Retrofit vs Greenfield

Existing plants must evaluate whether efficiency upgrades and carbon capture integration can reduce long-term exposure. In many cases, incremental retrofits may improve emissions intensity without major disruption.

For new facilities, the consideration is more fundamental. Designing with carbon integration in mind — from flue gas routing to heat recovery architecture — avoids future redesign costs and operational constraints.

Asset lifespan often exceeds regulatory cycles. Engineering decisions made today will operate under tomorrow’s carbon pricing conditions.

Competitive Positioning

Lower emissions intensity translates into lower carbon cost per unit of output.

Under mechanisms such as the European Union’s Carbon Border Adjustment Mechanism (CBAM), embedded carbon content affects export competitiveness. Industrial products with higher emissions intensity may face structural disadvantages in regulated markets.

Energy efficiency and carbon optimisation therefore move beyond compliance. They influence margin stability and market access.

Cost Predictability and Risk Discipline

Carbon markets have demonstrated price variability. Facilities operating with high emissions intensity experience amplified exposure.

Reducing fuel consumption, improving efficiency, and integrating capture systems provide a degree of insulation against both fuel price and carbon price fluctuations.

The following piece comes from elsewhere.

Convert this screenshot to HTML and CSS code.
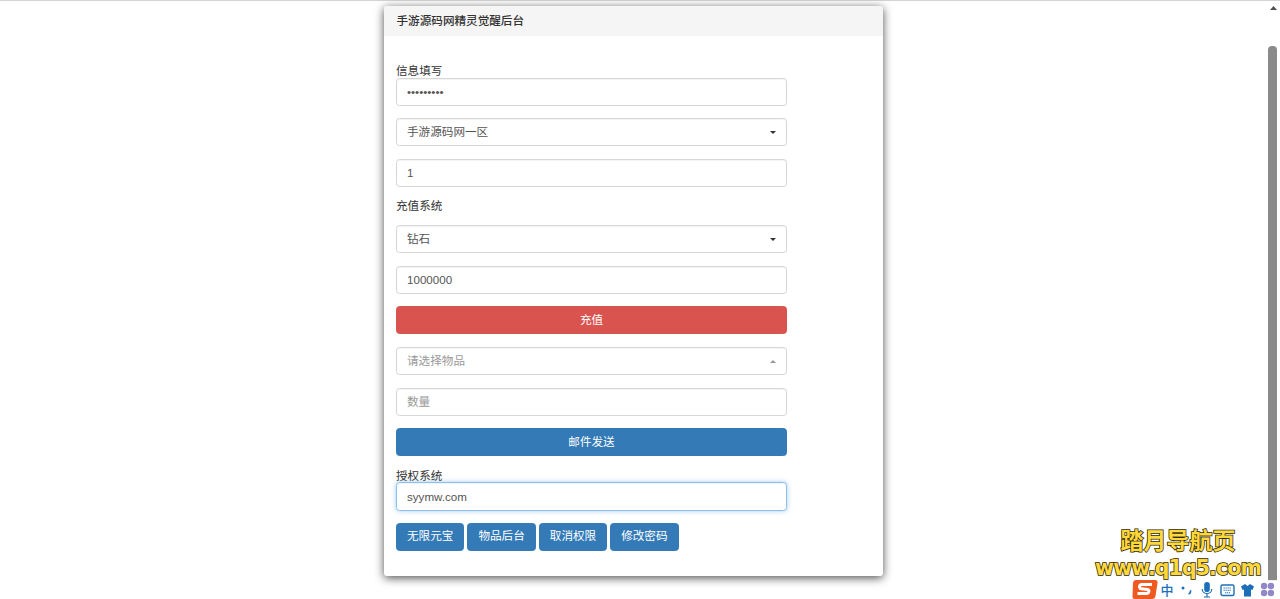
FILE: index.html
```html
<!DOCTYPE html>
<html lang="zh">
<head>
<meta charset="utf-8">
<title>手游源码网精灵觉醒后台</title>
<link rel="stylesheet" href="styles.css">
</head>
<body>
<div class="app">
  <main class="page">
    <section class="panel">
      <h1 class="panel-heading">手游源码网精灵觉醒后台</h1>
      <form class="panel-body">
        <label class="label">信息填写</label>
        <input class="control" type="password" value="*********">
        <div class="control select"><span>手游源码网一区</span><i class="caret"></i></div>
        <input class="control" type="text" value="1">
        <label class="label label-open">充值系统</label>
        <div class="control select"><span>钻石</span><i class="caret"></i></div>
        <input class="control" type="text" value="1000000">
        <button class="btn btn-danger btn-block" type="button">充值</button>
        <div class="control select placeholder"><span>请选择物品</span><i class="caret caret-up"></i></div>
        <input class="control" type="text" placeholder="数量">
        <button class="btn btn-primary btn-block" type="button">邮件发送</button>
        <label class="label label-last">授权系统</label>
        <input class="control focus" type="text" value="syymw.com">
        <div class="actions">
          <button class="btn btn-primary" type="button">无限元宝</button>
          <button class="btn btn-primary" type="button">物品后台</button>
          <button class="btn btn-primary" type="button">取消权限</button>
          <button class="btn btn-primary" type="button">修改密码</button>
        </div>
      </form>
    </section>
  </main>
  <div class="scrollbar">
    <svg class="arrow" width="13" height="13" viewBox="0 0 13 13"><path d="M6.500 5L10 9H3z" fill="#505050"/></svg>
    <div class="thumb"></div>
  </div>
</div>
<div class="watermark">
  <div class="wm-title">踏月导航页</div>
  <div class="wm-url">www.q1q5.com</div>
</div>
<div class="ime">
  <svg class="ime-logo" width="26" height="19" viewBox="0 0 26 19"><path d="M4 0H23Q26 0 25.500 3L23.500 16Q23 19 20 19H3Q0 19 .5 16L1 3Q1.500 0 4 0z" fill="#ef5a22"/><path d="M20 4.500H10C7 4.500 6.500 8.500 9.500 8.800L15.500 9.500C18 9.800 17 13.500 14.500 13.500H5.500" fill="none" stroke="#fff" stroke-width="3"/></svg>
  <span class="ime-item ime-zh">中</span>
  <span class="ime-item"><svg width="14" height="14" viewBox="0 0 14 14"><circle cx="3" cy="5" r="1.500" fill="#1c6fb8"/><path d="M10 7.500C11 8 10.500 10.500 8.500 11" fill="none" stroke="#1c6fb8" stroke-width="1.800"/></svg></span>
  <span class="ime-item"><svg width="14" height="17" viewBox="0 0 14 17"><rect x="4.200" y="1" width="5.600" height="10" rx="2.800" fill="#1c6fb8"/><path d="M2.200 8C2.200 14 11.800 14 11.800 8M7 13V16M4 16H10" fill="none" stroke="#1c6fb8" stroke-width="1.200"/></svg></span>
  <span class="ime-item"><svg width="15" height="14" viewBox="0 0 15 14"><rect x="1" y="2" width="13" height="10.500" rx="1.500" fill="none" stroke="#1c6fb8" stroke-width="1.400"/><path d="M3.500 5H11.500M3.500 7.200H11.500M5 9.800H10" stroke="#1c6fb8" stroke-width="1.100" stroke-dasharray="1.300 .7"/></svg></span>
  <span class="ime-item"><svg width="15" height="14" viewBox="0 0 14 14"><path d="M4.500 1L0.500 3.500L2 7L3.500 6.500V13.500H10.500V6.500L12 7L13.500 3.500L9.500 1L7 3z" fill="#1c6fb8"/></svg></span>
  <span class="ime-item"><svg width="15" height="15" viewBox="0 0 14 14"><g fill="#9088c8"><circle cx="3.800" cy="3.800" r="3"/><circle cx="10.200" cy="3.800" r="3"/><circle cx="3.800" cy="10.200" r="3"/><circle cx="10.200" cy="10.200" r="3"/></g></svg></span>
</div>
</body>
</html>
```
FILE: styles.css
```css
* { box-sizing: border-box; }
html, body { margin: 0; height: 100%; overflow: hidden; background: #fff; }
body {
  font-family: "Liberation Sans", "Noto Sans CJK SC", sans-serif;
  font-size: 11.6px;
  line-height: 1.43;
  color: #333;
  position: relative;
}
.app { display: flex; height: 100%; border-top: 1px solid #d4d4d4; }
.page { flex: 1; min-width: 0; display: flex; justify-content: center; align-items: flex-start; padding-top: 5px; }
.panel {
  width: 499px;
  height: 570px;
  background: #fff;
  border-radius: 3px;
  box-shadow: 0 2px 10px rgba(0, 0, 0, .7);
}
.panel-heading {
  margin: 0;
  height: 30px;
  padding: 1px 12.500px 0;
  display: flex;
  align-items: center;
  font-size: 11.6px;
  font-weight: 500;
  color: #333;
  background: #f5f5f5;
  border-radius: 3px 3px 0 0;
}
.panel-body { width: 415px; padding: 26.600px 12px 0; display: flex; flex-direction: column; }
.label { display: block; height: 15px; line-height: 15px; }
.label-open { height: 17px; line-height: 17px; margin: -2.800px 0 11.700px; }
.label-last { height: 13.400px; margin-top: -.7px; }
.control {
  display: block;
  width: 100%;
  height: 28px;
  margin-bottom: 12.600px;
  padding: 0 10px;
  font: inherit;
  color: #555;
  background: #fff;
  border: 1px solid #d6d6d6;
  border-radius: 3.500px;
  box-shadow: inset 0 1px 1px rgba(0, 0, 0, .05);
  outline: none;
}
.control::placeholder { color: #999; opacity: 1; }
.select { display: flex; align-items: center; justify-content: space-between; padding-right: 10.500px; }
.placeholder { color: #999; }
.caret { width: 0; height: 0; border: 3.500px solid transparent; border-top-color: #333; border-bottom-width: 0; }
.caret-up { border-top-width: 0; border-top-color: transparent; border-bottom: 3.500px solid #999; }
.focus {
  height: 29px;
  border-color: #8cc0ea;
  box-shadow: inset 0 1px 1px rgba(0, 0, 0, .05), 0 0 5px rgba(102, 175, 233, .6);
  margin-bottom: 12px;
}
.btn {
  height: 28px;
  padding: 0 10px;
  font: inherit;
  color: #fff;
  border: 1px solid transparent;
  border-radius: 3.500px;
}
.btn-block { display: block; width: 100%; margin-bottom: 12.600px; }
.btn-danger { background: #d9534f; border-color: #d9534f; }
.btn-primary { background: #337ab7; border-color: #337ab7; }
.actions { display: flex; gap: 3px; }
.scrollbar { width: 13px; flex: none; background: #fff; display: flex; flex-direction: column; }
.arrow { flex: none; }
.thumb { margin: 32px 3px 0 1px; height: 535px; background: #8a8a8a; border-radius: 4px 4px 0 0; }
.watermark {
  position: absolute;
  right: 19px;
  top: 522px;
  width: 166px;
  text-align: center;
  font-weight: 700;
  color: #ffd83d;
  -webkit-text-stroke: 1.500px #2e2600;
  paint-order: stroke fill;
}
.wm-title { font-size: 23px; line-height: 34px; font-family: "Noto Sans CJK SC", sans-serif; }
.wm-url { font-size: 20.500px; line-height: 24px; font-family: "DejaVu Sans", sans-serif; white-space: nowrap; letter-spacing: -.9px; }
.ime {
  position: absolute;
  right: 0;
  bottom: 0;
  width: 148px;
  height: 19px;
  display: flex;
  align-items: center;
  background: rgba(255, 255, 255, .85);
}
.ime-logo { flex: none; margin-right: -1px; }
.ime-item { flex: none; width: 20px; display: flex; align-items: center; justify-content: center; }
.ime-zh { font-size: 13px; font-weight: 500; color: #1c6fb8; font-family: "Noto Sans CJK SC", sans-serif; line-height: 19px; }
```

The benefit is measurable: improved cost predictability.

Carbon pricing is redefining the economics of industrial energy systems. Emissions are no longer external factors; they are embedded in operating cost and capital planning.

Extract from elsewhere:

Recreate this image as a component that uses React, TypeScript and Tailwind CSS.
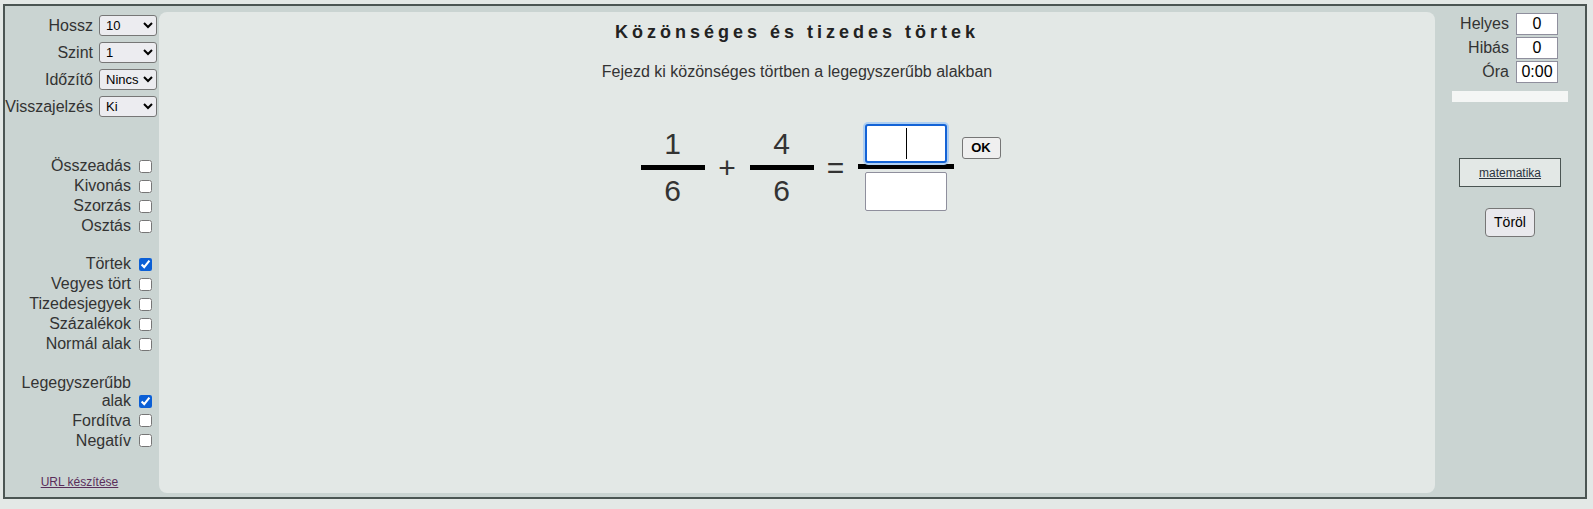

In this environment, energy optimisation and integrated carbon management are not discretionary upgrades. They are structural, engineering-led responses to a priced emission framework.

Industrial energy optimisation in the age of carbon pricing is not a sustainability narrative. It is a financial and engineering discipline.

Facilities that align combustion efficiency, carbon capture, and energy recovery within a unified system will operate with stronger cost predictability, greater resilience, and improved competitive positioning in increasingly regulated markets.